Writing About Writing: Go Meet Some People

I am a bit of an anomaly as I am an extroverted writer. Maybe it’s not as exceptional as I perceive it is, but I always think of writing as a very introspective activity. But while extroversion sometimes makes it difficult to lock myself away and crank out pages the way I sometimes wish I could, I think in other ways it really benefits me. I have a lot of friends who I am immensely grateful to for a multitude of reasons, but one of them is that it makes me a better writer.

Ultimately writing is about people. Even if you’re writing characters who are not human, you need to find a way to humanize them to really be successful (go watch some Pixar if you’re not sure what I mean by this). The challenge is that people are different. Everyone has different world views shaped by their unique set of experiences and challenges. When different types of people interact you get conflict, and that’s where you get a story.

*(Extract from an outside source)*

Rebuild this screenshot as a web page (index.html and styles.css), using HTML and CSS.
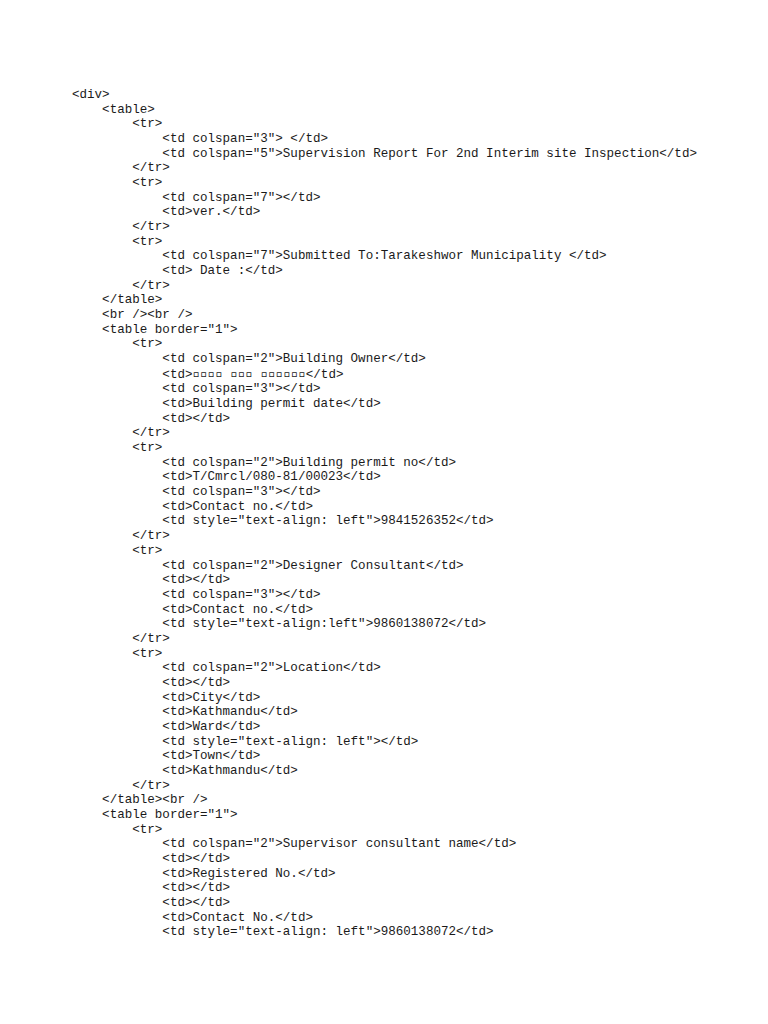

So go meet some people. Meet a diverse group of people. And by “diverse” I don’t just mean checking the boxes of ethnic diversity, gender diversity, religious diversity etc. etc. How are people who played sports different than the people who did theater? How do the challenges of being married with kids different from the challenges of being single?Go meet people of different generations. Go meet people who have made different life choices. Get to know some introverts and some extroverts. Meet some starving artists, some business people, some engineers. Let them tell you about their lives. Let them tell you about their hopes, dreams, and ambitions. Let them tell you how they see the world and how they’d like to shape it into something else.

The more people you meet, the more you learn how different types of experiences shape people. And more importantly, you learn about what’s consistent. You’ll learn how everyone struggles with similar insecurities. You’ll learn about the kinds of dreams and ambitions that nearly everyone has. As touched upon in a previous post, you need to know what those universally relatable truths of human existence are to work them into your writing.

So as important as it is to work on your own writing and revising, as important as it is to read textbooks and amazingly insightful blog posts such as this one, it’s also important to get out in the world and meet people. Ultimately learning about people gives you the kinds of insights that can improve your writing without even realizing that it’s happening.